Get on the internet or look for a referral to an attorney

You should start looking for an attorney immediately. Even if you do not retain an attorney for the case and you decide to proceed Pro Se (unrepresented) you would be better off served at least speaking to an attorney about some of the possibilities of things that you can plead for and if you need to file a Counter-Petition or not (beyond the scope of this guide, speak to an attorney about it if you have any other questions!) or any other emergency matters that need to be handled. While you are on the internet, start reading up on divorce topics on this site and other helpful sites to give you a basic understanding of divorce in Florida. Also, go to a bookstore and look at books on divorce, which again, are not a substitute for a lawyer, as they are not tailored to your specific set of circumstances, but they may be helpful in understanding the general process.

6

Schedule one or more initial consultations with attorneys

Do yourself a favor. Get an attorney that you can live with. I have had cases that lasted years. It all depends on the facts and the parties involved. Normally, you don't want a divorce to last that long, but sometimes complex cases and litigious cases do last a while. So wouldn't it be a good idea to find an attorney that you can deal with? You are interviewing the attorney, just the same as the attorney is interviewing you at an initial consultation. You can try to get free consultations, but at these consultations the attorneys may not give you any legal advice as it is usually just a way for the attorney to get some background in order to quote you an amount for your case. On the other hand, if you want an in-depth initial consultation, sometimes you will have to pay in order to sit down and get a good analysis of how the attorney would proceed in your set of circumstances and give you a background on Florida Divorce law.

7

Decide whether or not you want to represent yourself

The Florida Courts website is an amazing resource (http://www.flcourts.org) as are many counties court's websites that give information to parties that wish to proceed pro se (unrepresented) during their divorce.
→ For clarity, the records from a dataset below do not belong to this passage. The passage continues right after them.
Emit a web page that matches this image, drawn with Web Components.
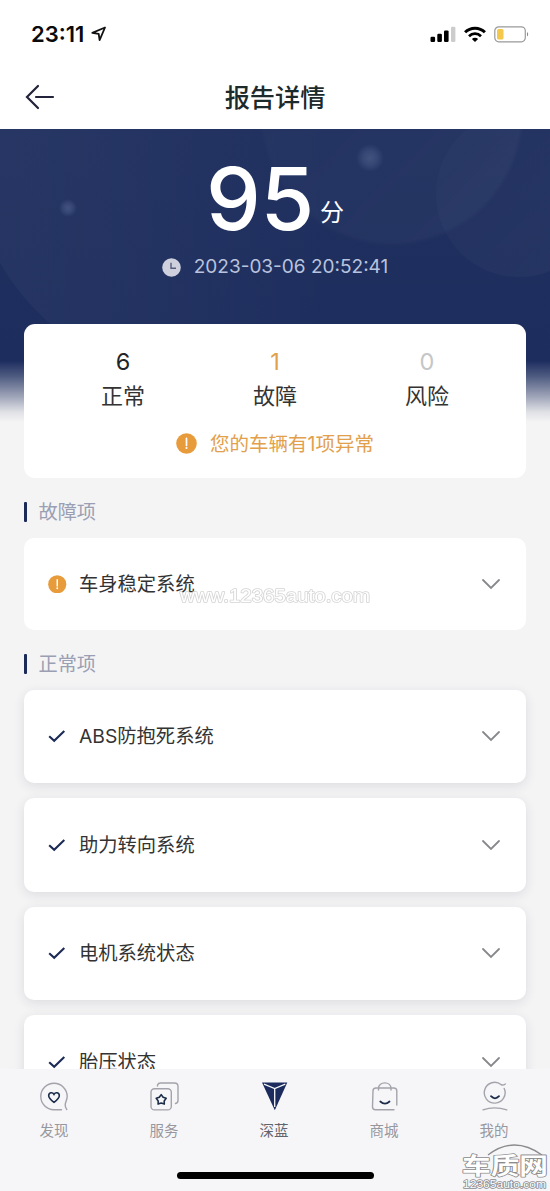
<!DOCTYPE html>
<html lang="zh-CN">
<head>
<meta charset="utf-8">
<title>报告详情</title>
<style>
html,body{margin:0;padding:0}
body{width:550px;height:1191px;overflow:hidden;background:#f4f4f5;font-family:Inter,"Noto Sans CJK SC",sans-serif;color:#333}
</style>
</head>
<body>
<report-app></report-app>
<script>
const define = (name, html) => {
  const t = document.createElement('template');
  t.innerHTML = html;
  customElements.define(name, class extends HTMLElement {
    constructor() {
      super();
      this.attachShadow({mode: 'open'}).appendChild(t.content.cloneNode(true));
    }
  });
};

define('status-bar', `
<style>
:host{display:flex;height:66px;box-sizing:border-box;padding:2px 20px 0 31px;align-items:center;background:#fff;color:#0a0a0a}
.time{font-size:22px;font-weight:600;line-height:26px;letter-spacing:0;width:60px;white-space:nowrap}
.loc{flex:1}
svg{display:block}
.right{display:flex;gap:8px;align-items:center}
</style>
<span class="time">23:11</span>
<span class="loc"><svg width="16" height="16" viewBox="0 0 16 16"><path d="M14 1.5 1.3 6.8l6.4 1 .9 6.4z" fill="none" stroke="#111" stroke-width="1.8" stroke-linejoin="round"/></svg></span>
<span class="right">
<svg width="26" height="17" viewBox="0 0 26 17"><rect x=".5" y="10.7" width="4.6" height="5.3" rx="1.2"/><rect x="7.3" y="7.8" width="4.6" height="8.2" rx="1.2"/><rect x="14" y="4.4" width="4.6" height="11.6" rx="1.2"/><rect x="21" y=".8" width="4.4" height="15.2" rx="1.2" fill="#ccc"/></svg>
<svg width="22" height="17" viewBox="0 0 22 17" fill="none" stroke="#000" stroke-width="3"><path d="M1.1 6.3a14 14 0 0 1 19.8 0"/><path d="M5 10.2a8.5 8.5 0 0 1 12 0" stroke-width="2.7"/><path d="M11 16 7.9 13a4.3 4.3 0 0 1 6.2 0z" fill="#000" stroke="none"/></svg>
<svg width="36" height="17" viewBox="0 0 36 17"><rect x=".8" y=".8" width="30.5" height="15" rx="4" fill="#fff" stroke="#999" stroke-width="1.2"/><rect x="3" y="3" width="6.5" height="10.6" rx="1.5" fill="#f3c84b"/><path d="M33 6q2.4 2.2 0 4.6z" fill="#888"/></svg>
</span>`);

define('nav-header', `
<style>
:host{display:grid;grid-template-columns:60px 1fr 60px;height:63px;align-items:center;background:#fff}
svg{display:block;margin:-2px 0 0 25px}
h1{margin:0;text-align:center;font-size:25.2px;line-height:36px;font-weight:500;color:#1c2a2c}
</style>
<svg width="30" height="28" viewBox="0 0 30 28" fill="none" stroke="#23233b" stroke-width="2.2" stroke-linecap="round"><path d="M13 3 2 14l11 11M11 14h17"/></svg>
<h1><slot></slot></h1>`);

define('score-hero', `
<style>
:host{display:grid;height:295px;background:linear-gradient(#20305f 0,#1d2d5d 230px,#1e2e5f 232px,#4d5a80 247px,#a0a6b9 268px,#e0e1e6 283px,#f4f4f5 293px)}
.art,.content{grid-area:1/1}
.art{width:550px;height:231px;display:block}
.content{display:flex;flex-direction:column;align-items:center}
.score{display:flex;margin-top:17px;color:#fff;height:106px}
b{font-weight:500;font-size:87px;line-height:106px;letter-spacing:-.2px}
i{font-style:normal;font-size:24px;margin:52px 0 0 6px;line-height:30px}
.date{display:flex;align-items:center;gap:13px;margin-top:1px;color:#b9c3dd;font-size:19px;line-height:28px}
.date svg{display:block}
</style>
<svg class="art" viewBox="0 0 550 231">
<defs><linearGradient id="a"><stop stop-color="#fff" stop-opacity=".035"/><stop offset=".3" stop-color="#fff" stop-opacity=".025"/><stop offset=".8" stop-color="#fff" stop-opacity="0"/></linearGradient>
<linearGradient id="c" x1="0" y1="0" x2="1" y2="1"><stop stop-color="#fff" stop-opacity=".01"/><stop offset="1" stop-color="#fff" stop-opacity=".035"/></linearGradient>
<radialGradient id="d"><stop stop-color="#8191bd" stop-opacity=".32"/><stop offset=".5" stop-color="#8191bd" stop-opacity=".2"/><stop offset="1" stop-color="#8191bd" stop-opacity="0"/></radialGradient>
<filter id="f"><feGaussianBlur stdDeviation="1.5"/></filter></defs>
<circle cx="200" cy="20" r="230" fill="url(#a)"/><circle cx="392" cy="-15" r="130" fill="url(#c)" filter="url(#f)"/><circle cx="519" cy="65" r="83" fill="url(#c)"/>
<circle cx="370" cy="29" r="14" fill="url(#d)"/><circle cx="68" cy="79" r="9" fill="url(#d)"/>
</svg>
<div class="content">
<div class="score"><b>95</b><i>分</i></div>
<div class="date"><svg width="19" height="19" viewBox="0 0 19 19"><circle cx="9.5" cy="9.5" r="9.3" fill="#ced1dd"/><path d="M9 4.8v5.4h5" fill="none" stroke="#565d7c" stroke-width="1.4"/></svg><span>2023-03-06 20:52:41</span></div>
</div>`);

define('alert-dot', `
<style>
:host{display:block;width:var(--s,21px);height:var(--s,21px)}svg{display:block}
</style>
<svg width="100%" height="100%" viewBox="0 0 20 20"><circle cx="10" cy="10" r="9.8" fill="#e89b3a"/><path d="M10 5.2v6.6" stroke="#fff" stroke-width="1.6" stroke-linecap="round"/><circle cx="10" cy="14.3" r="1" fill="#fff"/></svg>`);

define('stat-item', `
<style>
:host{display:flex;flex-direction:column;align-items:center;color:var(--c,#1f2528)}
.n{font-size:23.5px;line-height:30px;font-weight:400}
.l{font-size:22px;line-height:32px;margin-top:3px;color:#333}
</style>
<span class="n"><slot name="value"></slot></span><span class="l"><slot></slot></span>`);

define('summary-card', `
<style>
:host{display:block;box-sizing:border-box;height:154px;margin:-100px 24px 0;padding-top:23px;background:#fff;border-radius:11px;position:relative}
.stats{display:grid;grid-template-columns:repeat(3,152px);justify-content:center}
.msg{display:flex;justify-content:center;align-items:center;gap:13px;color:#e2a04c;font-size:19.5px;line-height:28px;margin-top:17px}
.msg span{padding-top:1px}
</style>
<div class="stats"><slot></slot></div>
<div class="msg"><alert-dot></alert-dot><span><slot name="message"></slot></span></div>`);

define('section-title', `
<style>
:host{display:flex;align-items:center;gap:11.5px;margin-left:24px;height:28px;color:#9b9fb3;font-size:19.2px;line-height:28px}
:host::before{content:"";width:3px;height:20px;background:#1c2a5a;border-radius:1px}
</style><slot></slot>`);

define('check-card', `
<style>
:host{display:flex;box-sizing:border-box;align-items:center;height:93.5px;margin:0 24px;padding:0 25px 0 24px;background:#fff;border-radius:10px;box-shadow:var(--shadow,0 3px 12px rgba(40,40,60,.11));font-size:19.3px;line-height:28px;color:#333}
.icon{width:31px;display:flex}
.t{flex:1}
svg{display:block}
</style>
<span class="icon"><slot name="icon"><svg width="18" height="14" viewBox="0 0 18 14"><path d="m1.2 7.2 5 4.6L16.3 2" fill="none" stroke="#1c2b55" stroke-width="2.1"/></svg></slot></span>
<span class="t"><slot></slot></span>
<svg width="20" height="12" viewBox="0 0 20 12"><path d="m2 2 8 8 8-8" fill="none" stroke="#87888b" stroke-width="1.8" stroke-linecap="round"/></svg>`);

define('tab-item', `
<style>
:host{display:flex;flex-direction:column;align-items:center;color:var(--c,#97989f);font-size:14.5px;line-height:20px;gap:7.5px;margin-left:-1px;margin-right:1px}
::slotted(svg){display:block;width:32px;height:32px}
</style><slot name="icon"></slot><span><slot></slot></span>`);

define('tab-bar', `
<style>
:host{display:block;position:absolute;left:0;top:1069px;width:550px;height:122px;background:#f6f6f8}
nav{display:grid;grid-template-columns:repeat(5,110px);padding-top:12px;height:70px}
.home{width:197px;height:7px;border-radius:4px;background:#000;margin:21px auto 0}
</style><nav><slot></slot></nav><div class="home"></div>`);

define('url-mark', `
<style>
:host{display:block;position:absolute;left:180px;top:585px;pointer-events:none}
text{fill:#fff;stroke:#cdcdcd;stroke-width:1.6px;paint-order:stroke;stroke-linejoin:round;font-family:"Liberation Sans",sans-serif}
svg{display:block;overflow:visible;opacity:.85}
</style><svg width="192" height="24"><text x="0" y="17" textLength="190" lengthAdjust="spacingAndGlyphs" font-size="19">www.12365auto.com</text></svg>`);

define('site-mark', `
<style>
:host{display:block;position:absolute;left:460px;top:1142px;width:90px;height:49px}
svg{display:block;overflow:visible}
text{fill:#fff;stroke:#8b8b8e;paint-order:stroke;stroke-linejoin:round}
</style>
<svg width="90" height="49" viewBox="0 0 90 49"><path d="M28 13Q54-7 82 13" fill="none" stroke="#8b8b8e" stroke-width="1.3"/>
<text x="2" y="31.5" font-size="23" font-weight="700" font-family="Noto Sans CJK SC" textLength="86" lengthAdjust="spacingAndGlyphs" stroke-width="1.6">车质网</text>
<text x="3" y="46" font-size="10.5" font-family="Liberation Sans" textLength="83" lengthAdjust="spacingAndGlyphs" stroke-width="1.5">12365auto.com</text></svg>`);

define('report-app', `
<style>
:host{display:block;position:relative;width:550px;height:1191px;overflow:hidden;background:#f4f4f5}
.fault{--shadow:none;height:92px;margin-top:12px}
.fault alert-dot{--s:18.5px}
.first{margin-top:20px}
.second{margin-top:20px}
.list{display:flex;flex-direction:column;gap:15px;margin-top:11.5px}
</style>
<status-bar></status-bar>
<nav-header>报告详情</nav-header>
<score-hero></score-hero>
<summary-card>
<stat-item><span slot="value">6</span>正常</stat-item>
<stat-item style="--c:#e2a04c"><span slot="value">1</span>故障</stat-item>
<stat-item style="--c:#c6c6c8"><span slot="value">0</span>风险</stat-item>
<span slot="message">您的车辆有1项异常</span>
</summary-card>
<section-title class="first">故障项</section-title>
<check-card class="fault"><alert-dot slot="icon"></alert-dot>车身稳定系统</check-card>
<section-title class="second">正常项</section-title>
<div class="list">
<check-card>ABS防抱死系统</check-card>
<check-card>助力转向系统</check-card>
<check-card>电机系统状态</check-card>
<check-card>胎压状态</check-card>
</div>
<tab-bar>
<tab-item><svg slot="icon" viewBox="0 0 32 32" fill="none" stroke="#a3a3ab" stroke-width="1.4" stroke-linecap="round"><path d="M23.5 28.7H15.8A13.2 13.2 0 1 1 29.2 15.5c0 3-1.7 5.3-2 8-.2 2 .5 3.5 1.6 5"/><path d="M16 21.3c-3.3-2.5-5.3-4.4-5.3-6.6 0-3.3 3.8-4 5.3-1.3 1.5-2.7 5.3-2 5.3 1.3 0 2.2-2 4.1-5.3 6.6z" stroke="#1c2d4a" stroke-width="1.6"/></svg>发现</tab-item>
<tab-item><svg slot="icon" viewBox="0 0 32 32" fill="none" stroke="#a3a3ab" stroke-width="1.4" stroke-linecap="round"><path d="M9.5 5V4q.7-2 3-2h14q3.5 0 3.5 3.5v14q0 2.5-2.5 3"/><rect x="3" y="7.7" width="20.3" height="21.2" rx="3.5"/><path d="m13.2 13.6 1.9 2.7 3.1 1-2 2.6.1 3.2-3.1-1-3.1 1 .1-3.2-2-2.6 3.1-1z" stroke="#1c2d4a" stroke-width="1.6" stroke-linejoin="round"/></svg>服务</tab-item>
<tab-item style="--c:#62646d"><svg slot="icon" viewBox="0 0 32 32"><path d="M4 1.5h25.3L16.8 29.2z" fill="#1c2b5e"/><path d="M6 3.2 16.7 7.5 27.3 3.2M16.7 7.5V26" fill="none" stroke="#f6f6f8" stroke-width="1.3"/></svg>深蓝</tab-item>
<tab-item><svg slot="icon" viewBox="0 0 32 32" fill="none" stroke="#a3a3ab" stroke-width="1.4" stroke-linecap="round"><path d="M28.8 24V10Q28.8 7 25.8 7H8Q5 7 5 10L4.5 25.7Q4.5 28.8 7.5 28.8H26M10.5 9V7.4C10.5 0 23 0 23 7.4V9"/><path d="M12.3 20.5q4.7 4.3 9.2 0" stroke="#1c2d4a" stroke-width="1.8"/></svg>商城</tab-item>
<tab-item><svg slot="icon" viewBox="0 0 32 32" fill="none" stroke="#a3a3ab" stroke-width="1.4" stroke-linecap="round"><path d="M27.3 3q-2 1.6-4 .7"/><path d="M23.3 3.7A10.4 10.4 0 1 0 26.2 7.5"/><path d="M5 28.8Q16.4 25 28.8 28.8"/><path d="M13 15.2q4 4.2 8 0" stroke="#1c2d4a" stroke-width="1.8"/></svg>我的</tab-item>
</tab-bar>
<url-mark></url-mark>
<site-mark></site-mark>`);
</script>
</body>
</html>
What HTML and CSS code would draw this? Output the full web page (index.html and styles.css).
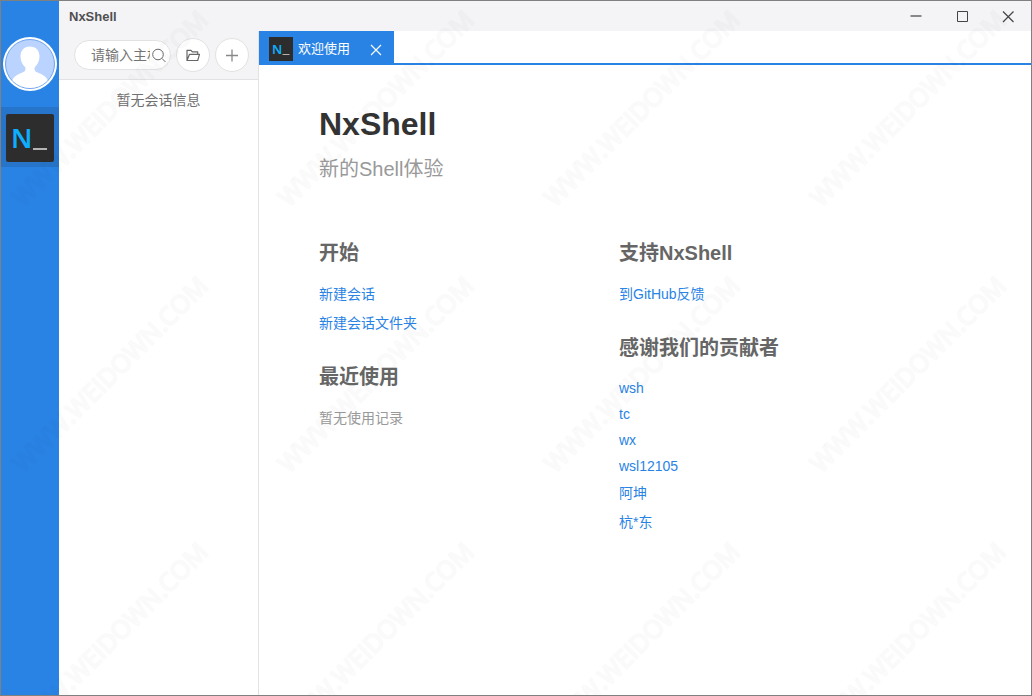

Some counties have forms clinics at the courthouse that you should look into if you wish to proceed without an attorney. Additionally, if you meet the standards for legal aid, you should speak to the different legal aid offices around the county to see if you qualify and if they can help you with your case. You have a number of things that will be due very soon (i.e., mandatory disclosure, financial affidavit, discovery you were served with, etc.) so you need to know what these things are and how to prepare them.

8

File your responsive pleading

This guide cannot help you with what to file; as I said before, it is different in every case, under every set of circumstances. Just make sure you DO FILE SOMETHING. Do not let your deadline come and pass thinking the judge may just give you a pass. Trust me, it is much more expensive for an attorney to un-do something that was done incorrectly (if they even can un-do it) rather than do it correctly in the first place. So since this is a legal guide just for what to do in those first few days right after you are served with divorce papers in Hillsborough County, it is clear that it is beyond to scope for what needs to happen next or what may happen in other states, or even some other counties in Florida. I would suggest you speak to an attorney to determine what is the best way to proceed in your case and what the law is in your jurisdiction, and they should be able to tell you what to file in your case in response to the Petition for Dissolution of Marriage.